=== INFORMATION SUPPLIED ===
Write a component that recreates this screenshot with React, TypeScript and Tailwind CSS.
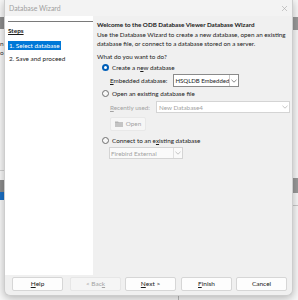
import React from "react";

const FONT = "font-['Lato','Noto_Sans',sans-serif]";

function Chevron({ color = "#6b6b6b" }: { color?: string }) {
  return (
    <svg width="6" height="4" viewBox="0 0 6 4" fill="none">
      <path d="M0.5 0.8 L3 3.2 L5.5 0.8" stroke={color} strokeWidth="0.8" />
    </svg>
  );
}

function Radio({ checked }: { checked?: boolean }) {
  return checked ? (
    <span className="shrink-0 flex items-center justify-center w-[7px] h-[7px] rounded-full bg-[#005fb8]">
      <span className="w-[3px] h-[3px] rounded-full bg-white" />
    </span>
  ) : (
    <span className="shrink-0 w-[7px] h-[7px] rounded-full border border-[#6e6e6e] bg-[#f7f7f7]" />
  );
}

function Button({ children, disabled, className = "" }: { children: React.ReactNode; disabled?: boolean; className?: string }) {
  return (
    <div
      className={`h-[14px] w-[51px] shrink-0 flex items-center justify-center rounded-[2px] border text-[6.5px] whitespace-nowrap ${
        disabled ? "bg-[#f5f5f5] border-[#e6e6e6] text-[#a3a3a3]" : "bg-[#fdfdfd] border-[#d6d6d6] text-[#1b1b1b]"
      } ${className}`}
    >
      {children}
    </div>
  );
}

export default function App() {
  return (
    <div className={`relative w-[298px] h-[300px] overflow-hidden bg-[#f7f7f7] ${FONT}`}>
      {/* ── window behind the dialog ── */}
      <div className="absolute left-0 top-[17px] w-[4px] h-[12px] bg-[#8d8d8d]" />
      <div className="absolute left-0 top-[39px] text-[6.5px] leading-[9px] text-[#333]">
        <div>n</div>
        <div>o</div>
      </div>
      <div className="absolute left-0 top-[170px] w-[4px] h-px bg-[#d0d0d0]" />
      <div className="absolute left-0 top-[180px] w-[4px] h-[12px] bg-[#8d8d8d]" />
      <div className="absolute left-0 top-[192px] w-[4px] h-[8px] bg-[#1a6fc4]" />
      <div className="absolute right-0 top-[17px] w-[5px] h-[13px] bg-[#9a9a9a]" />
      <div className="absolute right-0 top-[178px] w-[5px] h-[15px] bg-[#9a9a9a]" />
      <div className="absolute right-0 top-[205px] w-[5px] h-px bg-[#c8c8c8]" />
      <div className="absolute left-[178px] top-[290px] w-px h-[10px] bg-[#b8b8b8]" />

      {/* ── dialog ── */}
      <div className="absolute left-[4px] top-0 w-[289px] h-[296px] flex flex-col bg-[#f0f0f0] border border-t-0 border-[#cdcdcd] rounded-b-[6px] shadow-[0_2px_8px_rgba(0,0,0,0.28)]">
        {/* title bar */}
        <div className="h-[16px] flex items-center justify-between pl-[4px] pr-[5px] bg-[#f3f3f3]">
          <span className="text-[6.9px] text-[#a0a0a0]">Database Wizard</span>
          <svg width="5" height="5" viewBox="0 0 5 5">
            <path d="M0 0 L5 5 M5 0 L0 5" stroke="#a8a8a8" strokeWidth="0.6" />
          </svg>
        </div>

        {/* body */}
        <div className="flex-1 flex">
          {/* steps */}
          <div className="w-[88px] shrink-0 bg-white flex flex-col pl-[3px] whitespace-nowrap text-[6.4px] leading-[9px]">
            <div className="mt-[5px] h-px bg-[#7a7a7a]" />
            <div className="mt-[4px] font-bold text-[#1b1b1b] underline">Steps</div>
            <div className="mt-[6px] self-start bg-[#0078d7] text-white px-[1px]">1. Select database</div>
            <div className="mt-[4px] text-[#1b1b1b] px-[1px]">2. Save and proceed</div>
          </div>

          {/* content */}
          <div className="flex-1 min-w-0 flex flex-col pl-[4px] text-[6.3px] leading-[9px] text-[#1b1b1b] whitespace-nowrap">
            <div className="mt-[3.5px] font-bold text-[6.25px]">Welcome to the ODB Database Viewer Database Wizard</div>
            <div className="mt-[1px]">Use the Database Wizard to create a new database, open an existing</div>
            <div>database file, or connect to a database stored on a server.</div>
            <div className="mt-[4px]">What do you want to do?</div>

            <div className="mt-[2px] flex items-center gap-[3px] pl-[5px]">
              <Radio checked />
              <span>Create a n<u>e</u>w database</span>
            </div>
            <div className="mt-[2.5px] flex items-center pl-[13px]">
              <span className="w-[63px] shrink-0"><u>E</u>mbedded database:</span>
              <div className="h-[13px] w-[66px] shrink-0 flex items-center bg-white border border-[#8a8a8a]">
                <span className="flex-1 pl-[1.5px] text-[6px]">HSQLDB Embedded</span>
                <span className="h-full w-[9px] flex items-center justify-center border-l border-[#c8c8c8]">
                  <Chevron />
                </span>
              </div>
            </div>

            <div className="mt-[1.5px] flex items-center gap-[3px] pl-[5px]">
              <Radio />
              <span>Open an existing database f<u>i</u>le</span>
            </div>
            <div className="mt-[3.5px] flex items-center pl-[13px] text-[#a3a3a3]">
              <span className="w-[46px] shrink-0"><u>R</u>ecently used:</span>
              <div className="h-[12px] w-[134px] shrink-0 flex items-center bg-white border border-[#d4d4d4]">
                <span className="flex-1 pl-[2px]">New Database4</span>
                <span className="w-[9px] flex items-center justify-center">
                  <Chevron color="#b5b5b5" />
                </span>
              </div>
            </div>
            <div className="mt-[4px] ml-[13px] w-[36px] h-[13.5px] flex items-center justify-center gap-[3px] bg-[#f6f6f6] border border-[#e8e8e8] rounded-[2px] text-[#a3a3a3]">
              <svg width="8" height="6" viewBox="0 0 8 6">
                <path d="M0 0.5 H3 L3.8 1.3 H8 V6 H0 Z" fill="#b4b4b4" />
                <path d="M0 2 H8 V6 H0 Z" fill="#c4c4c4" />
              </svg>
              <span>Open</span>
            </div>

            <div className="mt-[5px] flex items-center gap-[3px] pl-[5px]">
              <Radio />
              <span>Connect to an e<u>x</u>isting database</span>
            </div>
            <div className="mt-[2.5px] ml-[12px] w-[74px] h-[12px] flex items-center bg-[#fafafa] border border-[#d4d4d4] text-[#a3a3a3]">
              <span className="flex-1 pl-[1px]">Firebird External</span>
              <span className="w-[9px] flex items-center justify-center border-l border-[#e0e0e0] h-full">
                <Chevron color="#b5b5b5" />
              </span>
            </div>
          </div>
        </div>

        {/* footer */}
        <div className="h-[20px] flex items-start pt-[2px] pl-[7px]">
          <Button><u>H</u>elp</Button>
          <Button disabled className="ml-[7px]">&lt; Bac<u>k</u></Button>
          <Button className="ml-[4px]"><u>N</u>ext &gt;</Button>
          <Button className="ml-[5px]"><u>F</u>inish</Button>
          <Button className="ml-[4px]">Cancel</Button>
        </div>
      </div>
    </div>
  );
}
===
EXERCISE DIRECTIONS :: Your copy of the data above should match it exactly, except that pictures are left out.

OUTPUT ::
Write a component that recreates this screenshot with React, TypeScript and Tailwind CSS.
import React from "react";

const FONT = "font-['Lato','Noto_Sans',sans-serif]";

function Chevron({ color = "#6b6b6b" }: { color?: string }) {
  return (
    <svg width="6" height="4" viewBox="0 0 6 4" fill="none">
      <path d="M0.5 0.8 L3 3.2 L5.5 0.8" stroke={color} strokeWidth="0.8" />
    </svg>
  );
}

function Radio({ checked }: { checked?: boolean }) {
  return checked ? (
    <span className="shrink-0 flex items-center justify-center w-[7px] h-[7px] rounded-full bg-[#005fb8]">
      <span className="w-[3px] h-[3px] rounded-full bg-white" />
    </span>
  ) : (
    <span className="shrink-0 w-[7px] h-[7px] rounded-full border border-[#6e6e6e] bg-[#f7f7f7]" />
  );
}

function Button({ children, disabled, className = "" }: { children: React.ReactNode; disabled?: boolean; className?: string }) {
  return (
    <div
      className={`h-[14px] w-[51px] shrink-0 flex items-center justify-center rounded-[2px] border text-[6.5px] whitespace-nowrap ${
        disabled ? "bg-[#f5f5f5] border-[#e6e6e6] text-[#a3a3a3]" : "bg-[#fdfdfd] border-[#d6d6d6] text-[#1b1b1b]"
      } ${className}`}
    >
      {children}
    </div>
  );
}

export default function App() {
  return (
    <div className={`relative w-[298px] h-[300px] overflow-hidden bg-[#f7f7f7] ${FONT}`}>
      {/* ── window behind the dialog ── */}
      <div className="absolute left-0 top-[17px] w-[4px] h-[12px] bg-[#8d8d8d]" />
      <div className="absolute left-0 top-[39px] text-[6.5px] leading-[9px] text-[#333]">
        <div>n</div>
        <div>o</div>
      </div>
      <div className="absolute left-0 top-[170px] w-[4px] h-px bg-[#d0d0d0]" />
      <div className="absolute left-0 top-[180px] w-[4px] h-[12px] bg-[#8d8d8d]" />
      <div className="absolute left-0 top-[192px] w-[4px] h-[8px] bg-[#1a6fc4]" />
      <div className="absolute right-0 top-[17px] w-[5px] h-[13px] bg-[#9a9a9a]" />
      <div className="absolute right-0 top-[178px] w-[5px] h-[15px] bg-[#9a9a9a]" />
      <div className="absolute right-0 top-[205px] w-[5px] h-px bg-[#c8c8c8]" />
      <div className="absolute left-[178px] top-[290px] w-px h-[10px] bg-[#b8b8b8]" />

      {/* ── dialog ── */}
      <div className="absolute left-[4px] top-0 w-[289px] h-[296px] flex flex-col bg-[#f0f0f0] border border-t-0 border-[#cdcdcd] rounded-b-[6px] shadow-[0_2px_8px_rgba(0,0,0,0.28)]">
        {/* title bar */}
        <div className="h-[16px] flex items-center justify-between pl-[4px] pr-[5px] bg-[#f3f3f3]">
          <span className="text-[6.9px] text-[#a0a0a0]">Database Wizard</span>
          <svg width="5" height="5" viewBox="0 0 5 5">
            <path d="M0 0 L5 5 M5 0 L0 5" stroke="#a8a8a8" strokeWidth="0.6" />
          </svg>
        </div>

        {/* body */}
        <div className="flex-1 flex">
          {/* steps */}
          <div className="w-[88px] shrink-0 bg-white flex flex-col pl-[3px] whitespace-nowrap text-[6.4px] leading-[9px]">
            <div className="mt-[5px] h-px bg-[#7a7a7a]" />
            <div className="mt-[4px] font-bold text-[#1b1b1b] underline">Steps</div>
            <div className="mt-[6px] self-start bg-[#0078d7] text-white px-[1px]">1. Select database</div>
            <div className="mt-[4px] text-[#1b1b1b] px-[1px]">2. Save and proceed</div>
          </div>

          {/* content */}
          <div className="flex-1 min-w-0 flex flex-col pl-[4px] text-[6.3px] leading-[9px] text-[#1b1b1b] whitespace-nowrap">
            <div className="mt-[3.5px] font-bold text-[6.25px]">Welcome to the ODB Database Viewer Database Wizard</div>
            <div className="mt-[1px]">Use the Database Wizard to create a new database, open an existing</div>
            <div>database file, or connect to a database stored on a server.</div>
            <div className="mt-[4px]">What do you want to do?</div>

            <div className="mt-[2px] flex items-center gap-[3px] pl-[5px]">
              <Radio checked />
              <span>Create a n<u>e</u>w database</span>
            </div>
            <div className="mt-[2.5px] flex items-center pl-[13px]">
              <span className="w-[63px] shrink-0"><u>E</u>mbedded database:</span>
              <div className="h-[13px] w-[66px] shrink-0 flex items-center bg-white border border-[#8a8a8a]">
                <span className="flex-1 pl-[1.5px] text-[6px]">HSQLDB Embedded</span>
                <span className="h-full w-[9px] flex items-center justify-center border-l border-[#c8c8c8]">
                  <Chevron />
                </span>
              </div>
            </div>

            <div className="mt-[1.5px] flex items-center gap-[3px] pl-[5px]">
              <Radio />
              <span>Open an existing database f<u>i</u>le</span>
            </div>
            <div className="mt-[3.5px] flex items-center pl-[13px] text-[#a3a3a3]">
              <span className="w-[46px] shrink-0"><u>R</u>ecently used:</span>
              <div className="h-[12px] w-[134px] shrink-0 flex items-center bg-white border border-[#d4d4d4]">
                <span className="flex-1 pl-[2px]">New Database4</span>
                <span className="w-[9px] flex items-center justify-center">
                  <Chevron color="#b5b5b5" />
                </span>
              </div>
            </div>
            <div className="mt-[4px] ml-[13px] w-[36px] h-[13.5px] flex items-center justify-center gap-[3px] bg-[#f6f6f6] border border-[#e8e8e8] rounded-[2px] text-[#a3a3a3]">
              <svg width="8" height="6" viewBox="0 0 8 6">
                <path d="M0 0.5 H3 L3.8 1.3 H8 V6 H0 Z" fill="#b4b4b4" />
                <path d="M0 2 H8 V6 H0 Z" fill="#c4c4c4" />
              </svg>
              <span>Open</span>
            </div>

            <div className="mt-[5px] flex items-center gap-[3px] pl-[5px]">
              <Radio />
              <span>Connect to an e<u>x</u>isting database</span>
            </div>
            <div className="mt-[2.5px] ml-[12px] w-[74px] h-[12px] flex items-center bg-[#fafafa] border border-[#d4d4d4] text-[#a3a3a3]">
              <span className="flex-1 pl-[1px]">Firebird External</span>
              <span className="w-[9px] flex items-center justify-center border-l border-[#e0e0e0] h-full">
                <Chevron color="#b5b5b5" />
              </span>
            </div>
          </div>
        </div>

        {/* footer */}
        <div className="h-[20px] flex items-start pt-[2px] pl-[7px]">
          <Button><u>H</u>elp</Button>
          <Button disabled className="ml-[7px]">&lt; Bac<u>k</u></Button>
          <Button className="ml-[4px]"><u>N</u>ext &gt;</Button>
          <Button className="ml-[5px]"><u>F</u>inish</Button>
          <Button className="ml-[4px]">Cancel</Button>
        </div>
      </div>
    </div>
  );
}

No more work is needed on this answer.